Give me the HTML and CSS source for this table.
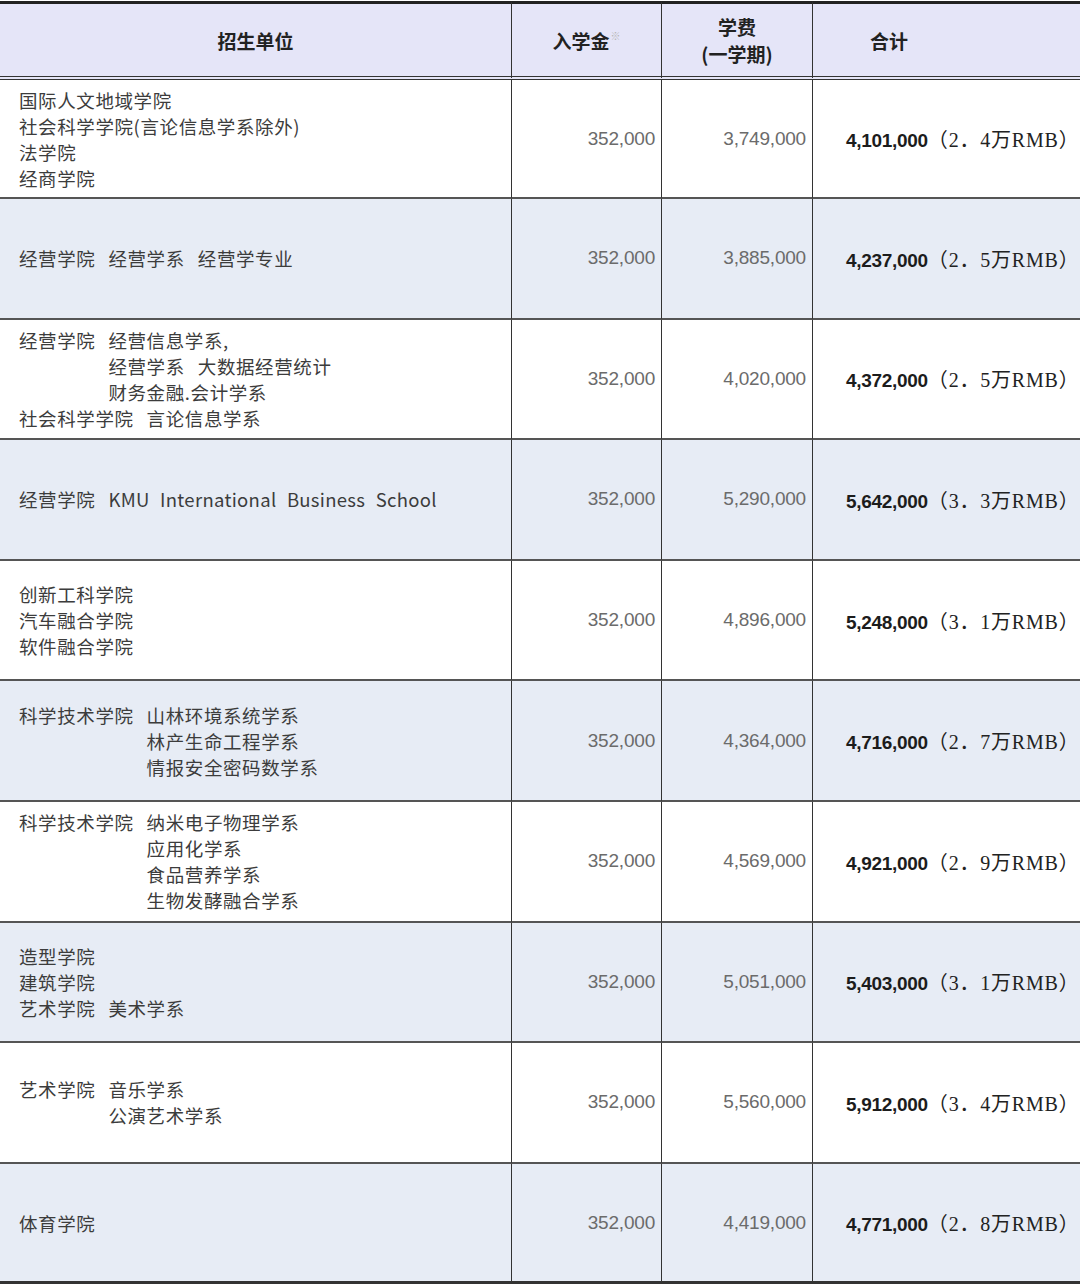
FILE: index.html
```html
<!DOCTYPE html>
<html lang="zh-CN">
<head>
<meta charset="utf-8">
<title>学费</title>
<link rel="stylesheet" href="styles.css">
</head>
<body>
<table class="fees">
  <colgroup>
    <col class="c-unit"><col class="c-adm"><col class="c-tui"><col class="c-sum">
  </colgroup>
  <thead>
    <tr class="head">
      <th class="h-unit">招生单位</th>
      <th class="h-adm">入学金<sup class="mark">※</sup></th>
      <th class="h-tui">学费<br>(一学期)</th>
      <th class="h-sum">合计</th>
    </tr>
  </thead>
  <tbody>
    <tr class="r1">
      <td class="unit">
        <div>国际人文地域学院</div>
        <div>社会科学学院(言论信息学系除外)</div>
        <div>法学院</div>
        <div>经商学院</div>
      </td>
      <td class="num">352,000</td>
      <td class="num">3,749,000</td>
      <td class="sum"><span class="tot">4,101,000</span><span class="rmb">（2．4万RMB）</span></td>
    </tr>
    <tr class="alt">
      <td class="unit"><div><span class="seg">经营学院</span><span class="seg">经营学系</span><span class="seg">经营学专业</span></div></td>
      <td class="num">352,000</td>
      <td class="num">3,885,000</td>
      <td class="sum"><span class="tot">4,237,000</span><span class="rmb">（2．5万RMB）</span></td>
    </tr>
    <tr>
      <td class="unit">
        <div class="nest"><div class="lead">经营学院</div><div class="subs"><div>经营信息学系,</div><div><span class="seg">经营学系</span><span class="seg">大数据经营统计</span></div><div>财务金融.会计学系</div></div></div>
        <div><span class="seg">社会科学学院</span><span class="seg">言论信息学系</span></div>
      </td>
      <td class="num">352,000</td>
      <td class="num">4,020,000</td>
      <td class="sum"><span class="tot">4,372,000</span><span class="rmb">（2．5万RMB）</span></td>
    </tr>
    <tr class="alt">
      <td class="unit"><div><span class="seg">经营学院</span><span class="latin">KMU International Business School</span></div></td>
      <td class="num">352,000</td>
      <td class="num">5,290,000</td>
      <td class="sum"><span class="tot">5,642,000</span><span class="rmb">（3．3万RMB）</span></td>
    </tr>
    <tr>
      <td class="unit">
        <div>创新工科学院</div>
        <div>汽车融合学院</div>
        <div>软件融合学院</div>
      </td>
      <td class="num">352,000</td>
      <td class="num">4,896,000</td>
      <td class="sum"><span class="tot">5,248,000</span><span class="rmb">（3．1万RMB）</span></td>
    </tr>
    <tr class="alt">
      <td class="unit">
        <div class="nest"><div class="lead">科学技术学院</div><div class="subs"><div>山林环境系统学系</div><div>林产生命工程学系</div><div>情报安全密码数学系</div></div></div>
      </td>
      <td class="num">352,000</td>
      <td class="num">4,364,000</td>
      <td class="sum"><span class="tot">4,716,000</span><span class="rmb">（2．7万RMB）</span></td>
    </tr>
    <tr>
      <td class="unit">
        <div class="nest"><div class="lead">科学技术学院</div><div class="subs"><div>纳米电子物理学系</div><div>应用化学系</div><div>食品营养学系</div><div>生物发酵融合学系</div></div></div>
      </td>
      <td class="num">352,000</td>
      <td class="num">4,569,000</td>
      <td class="sum"><span class="tot">4,921,000</span><span class="rmb">（2．9万RMB）</span></td>
    </tr>
    <tr class="alt">
      <td class="unit">
        <div>造型学院</div>
        <div>建筑学院</div>
        <div><span class="seg">艺术学院</span><span class="seg">美术学系</span></div>
      </td>
      <td class="num">352,000</td>
      <td class="num">5,051,000</td>
      <td class="sum"><span class="tot">5,403,000</span><span class="rmb">（3．1万RMB）</span></td>
    </tr>
    <tr>
      <td class="unit">
        <div class="nest"><div class="lead">艺术学院</div><div class="subs"><div>音乐学系</div><div>公演艺术学系</div></div></div>
      </td>
      <td class="num">352,000</td>
      <td class="num">5,560,000</td>
      <td class="sum"><span class="tot">5,912,000</span><span class="rmb">（3．4万RMB）</span></td>
    </tr>
    <tr class="alt last">
      <td class="unit"><div>体育学院</div></td>
      <td class="num">352,000</td>
      <td class="num">4,419,000</td>
      <td class="sum"><span class="tot">4,771,000</span><span class="rmb">（2．8万RMB）</span></td>
    </tr>
  </tbody>
</table>
</body>
</html>
```

FILE: styles.css
```css
html, body {
  margin: 0;
  padding: 0;
  background: #ffffff;
}

body {
  font-family: "Noto Sans CJK SC", "Noto Sans", sans-serif;
  color: #3a3a3a;
}

.fees {
  width: 1080px;
  table-layout: fixed;
  border-collapse: separate;
  border-spacing: 0;
  margin-top: 1px;
}

.c-unit { width: 512px; }
.c-adm { width: 150px; }
.c-tui { width: 151px; }
.c-sum { width: 267px; }

.fees th,
.fees td {
  box-sizing: border-box;
  padding: 0;
  vertical-align: middle;
  border-right: 1px solid #333;
  border-bottom: 2px solid #555;
}

.fees th:last-child,
.fees td:last-child {
  border-right: none;
}

.head th {
  background: #e5e5f8;
  height: 79px;
  border-top: 3px solid #222;
  border-bottom: 4px double #333;
  font-size: 19px;
  font-weight: 700;
  line-height: 27px;
  color: #222;
  text-align: center;
}

.h-sum {
  text-align: left !important;
  padding-left: 57px !important;
}

.mark {
  font-size: 10px;
  font-weight: 400;
  color: #b5b5b5;
  vertical-align: 9px;
  line-height: 0;
  margin-left: 1px;
}

.fees tbody tr {
  height: 120.6px;
}

.fees tbody tr.r1 {
  height: 119px;
}

.fees tr.alt td {
  background: #e7ecf5;
}

.fees tr.last td {
  border-bottom: 3px solid #333;
}

.unit {
  padding-left: 19px !important;
  font-size: 18.5px;
  line-height: 26px;
  color: #3c3c3c;
  text-align: left;
  letter-spacing: 0.6px;
}

.seg {
  margin-right: 13px;
}

.nest {
  display: flex;
  gap: 13px;
}

.latin {
  word-spacing: 6px;
  letter-spacing: 0.3px;
}

.num {
  text-align: right;
  padding-right: 6px !important;
  font-family: "Liberation Sans", Arial, sans-serif;
  font-size: 19px;
  color: #6b6b6b;
  letter-spacing: -0.2px;
}

.sum {
  padding-left: 33px !important;
  white-space: nowrap;
  color: #1c1c1c;
}

.tot {
  font-family: "Liberation Sans", Arial, sans-serif;
  font-weight: 700;
  font-size: 19px;
  letter-spacing: -0.3px;
}

.rmb {
  font-family: "Liberation Serif", "Noto Sans CJK SC", serif;
  font-size: 20px;
  color: #222;
  letter-spacing: 0.8px;
}
```
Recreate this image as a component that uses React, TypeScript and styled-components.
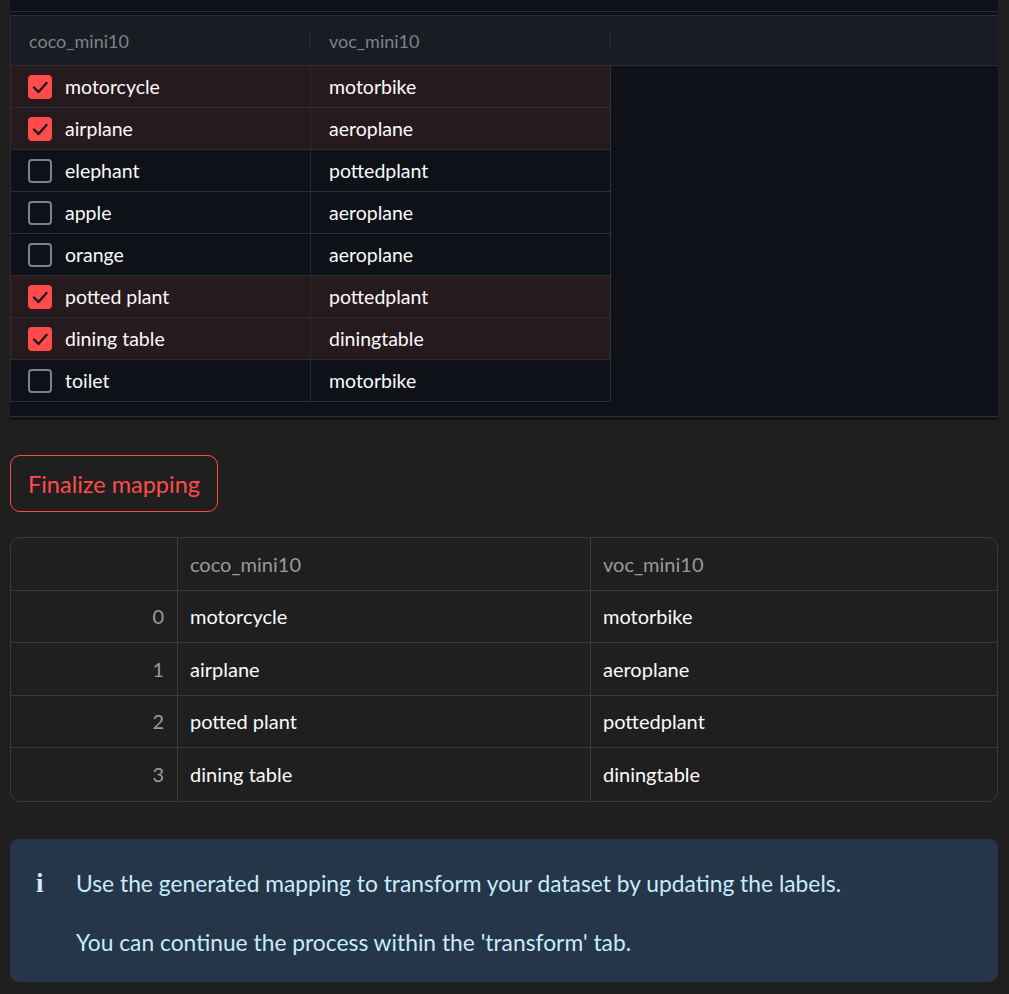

______________________________

▸ **REQUIREMENT**
The data should be printed again unchanged; leave its pictures out.

▸ **EXERCISE RESULT**
Give me the HTML and CSS source for this table.
FILE: index.html
```html
<!DOCTYPE html>
<html lang="zh-CN">
<head>
<meta charset="utf-8">
<title>学费</title>
<link rel="stylesheet" href="styles.css">
</head>
<body>
<table class="fees">
  <colgroup>
    <col class="c-unit"><col class="c-adm"><col class="c-tui"><col class="c-sum">
  </colgroup>
  <thead>
    <tr class="head">
      <th class="h-unit">招生单位</th>
      <th class="h-adm">入学金<sup class="mark">※</sup></th>
      <th class="h-tui">学费<br>(一学期)</th>
      <th class="h-sum">合计</th>
    </tr>
  </thead>
  <tbody>
    <tr class="r1">
      <td class="unit">
        <div>国际人文地域学院</div>
        <div>社会科学学院(言论信息学系除外)</div>
        <div>法学院</div>
        <div>经商学院</div>
      </td>
      <td class="num">352,000</td>
      <td class="num">3,749,000</td>
      <td class="sum"><span class="tot">4,101,000</span><span class="rmb">（2．4万RMB）</span></td>
    </tr>
    <tr class="alt">
      <td class="unit"><div><span class="seg">经营学院</span><span class="seg">经营学系</span><span class="seg">经营学专业</span></div></td>
      <td class="num">352,000</td>
      <td class="num">3,885,000</td>
      <td class="sum"><span class="tot">4,237,000</span><span class="rmb">（2．5万RMB）</span></td>
    </tr>
    <tr>
      <td class="unit">
        <div class="nest"><div class="lead">经营学院</div><div class="subs"><div>经营信息学系,</div><div><span class="seg">经营学系</span><span class="seg">大数据经营统计</span></div><div>财务金融.会计学系</div></div></div>
        <div><span class="seg">社会科学学院</span><span class="seg">言论信息学系</span></div>
      </td>
      <td class="num">352,000</td>
      <td class="num">4,020,000</td>
      <td class="sum"><span class="tot">4,372,000</span><span class="rmb">（2．5万RMB）</span></td>
    </tr>
    <tr class="alt">
      <td class="unit"><div><span class="seg">经营学院</span><span class="latin">KMU International Business School</span></div></td>
      <td class="num">352,000</td>
      <td class="num">5,290,000</td>
      <td class="sum"><span class="tot">5,642,000</span><span class="rmb">（3．3万RMB）</span></td>
    </tr>
    <tr>
      <td class="unit">
        <div>创新工科学院</div>
        <div>汽车融合学院</div>
        <div>软件融合学院</div>
      </td>
      <td class="num">352,000</td>
      <td class="num">4,896,000</td>
      <td class="sum"><span class="tot">5,248,000</span><span class="rmb">（3．1万RMB）</span></td>
    </tr>
    <tr class="alt">
      <td class="unit">
        <div class="nest"><div class="lead">科学技术学院</div><div class="subs"><div>山林环境系统学系</div><div>林产生命工程学系</div><div>情报安全密码数学系</div></div></div>
      </td>
      <td class="num">352,000</td>
      <td class="num">4,364,000</td>
      <td class="sum"><span class="tot">4,716,000</span><span class="rmb">（2．7万RMB）</span></td>
    </tr>
    <tr>
      <td class="unit">
        <div class="nest"><div class="lead">科学技术学院</div><div class="subs"><div>纳米电子物理学系</div><div>应用化学系</div><div>食品营养学系</div><div>生物发酵融合学系</div></div></div>
      </td>
      <td class="num">352,000</td>
      <td class="num">4,569,000</td>
      <td class="sum"><span class="tot">4,921,000</span><span class="rmb">（2．9万RMB）</span></td>
    </tr>
    <tr class="alt">
      <td class="unit">
        <div>造型学院</div>
        <div>建筑学院</div>
        <div><span class="seg">艺术学院</span><span class="seg">美术学系</span></div>
      </td>
      <td class="num">352,000</td>
      <td class="num">5,051,000</td>
      <td class="sum"><span class="tot">5,403,000</span><span class="rmb">（3．1万RMB）</span></td>
    </tr>
    <tr>
      <td class="unit">
        <div class="nest"><div class="lead">艺术学院</div><div class="subs"><div>音乐学系</div><div>公演艺术学系</div></div></div>
      </td>
      <td class="num">352,000</td>
      <td class="num">5,560,000</td>
      <td class="sum"><span class="tot">5,912,000</span><span class="rmb">（3．4万RMB）</span></td>
    </tr>
    <tr class="alt last">
      <td class="unit"><div>体育学院</div></td>
      <td class="num">352,000</td>
      <td class="num">4,419,000</td>
      <td class="sum"><span class="tot">4,771,000</span><span class="rmb">（2．8万RMB）</span></td>
    </tr>
  </tbody>
</table>
</body>
</html>
```

FILE: styles.css
```css
html, body {
  margin: 0;
  padding: 0;
  background: #ffffff;
}

body {
  font-family: "Noto Sans CJK SC", "Noto Sans", sans-serif;
  color: #3a3a3a;
}

.fees {
  width: 1080px;
  table-layout: fixed;
  border-collapse: separate;
  border-spacing: 0;
  margin-top: 1px;
}

.c-unit { width: 512px; }
.c-adm { width: 150px; }
.c-tui { width: 151px; }
.c-sum { width: 267px; }

.fees th,
.fees td {
  box-sizing: border-box;
  padding: 0;
  vertical-align: middle;
  border-right: 1px solid #333;
  border-bottom: 2px solid #555;
}

.fees th:last-child,
.fees td:last-child {
  border-right: none;
}

.head th {
  background: #e5e5f8;
  height: 79px;
  border-top: 3px solid #222;
  border-bottom: 4px double #333;
  font-size: 19px;
  font-weight: 700;
  line-height: 27px;
  color: #222;
  text-align: center;
}

.h-sum {
  text-align: left !important;
  padding-left: 57px !important;
}

.mark {
  font-size: 10px;
  font-weight: 400;
  color: #b5b5b5;
  vertical-align: 9px;
  line-height: 0;
  margin-left: 1px;
}

.fees tbody tr {
  height: 120.6px;
}

.fees tbody tr.r1 {
  height: 119px;
}

.fees tr.alt td {
  background: #e7ecf5;
}

.fees tr.last td {
  border-bottom: 3px solid #333;
}

.unit {
  padding-left: 19px !important;
  font-size: 18.5px;
  line-height: 26px;
  color: #3c3c3c;
  text-align: left;
  letter-spacing: 0.6px;
}

.seg {
  margin-right: 13px;
}

.nest {
  display: flex;
  gap: 13px;
}

.latin {
  word-spacing: 6px;
  letter-spacing: 0.3px;
}

.num {
  text-align: right;
  padding-right: 6px !important;
  font-family: "Liberation Sans", Arial, sans-serif;
  font-size: 19px;
  color: #6b6b6b;
  letter-spacing: -0.2px;
}

.sum {
  padding-left: 33px !important;
  white-space: nowrap;
  color: #1c1c1c;
}

.tot {
  font-family: "Liberation Sans", Arial, sans-serif;
  font-weight: 700;
  font-size: 19px;
  letter-spacing: -0.3px;
}

.rmb {
  font-family: "Liberation Serif", "Noto Sans CJK SC", serif;
  font-size: 20px;
  color: #222;
  letter-spacing: 0.8px;
}
```
Recreate this image as a component that uses React, TypeScript and styled-components.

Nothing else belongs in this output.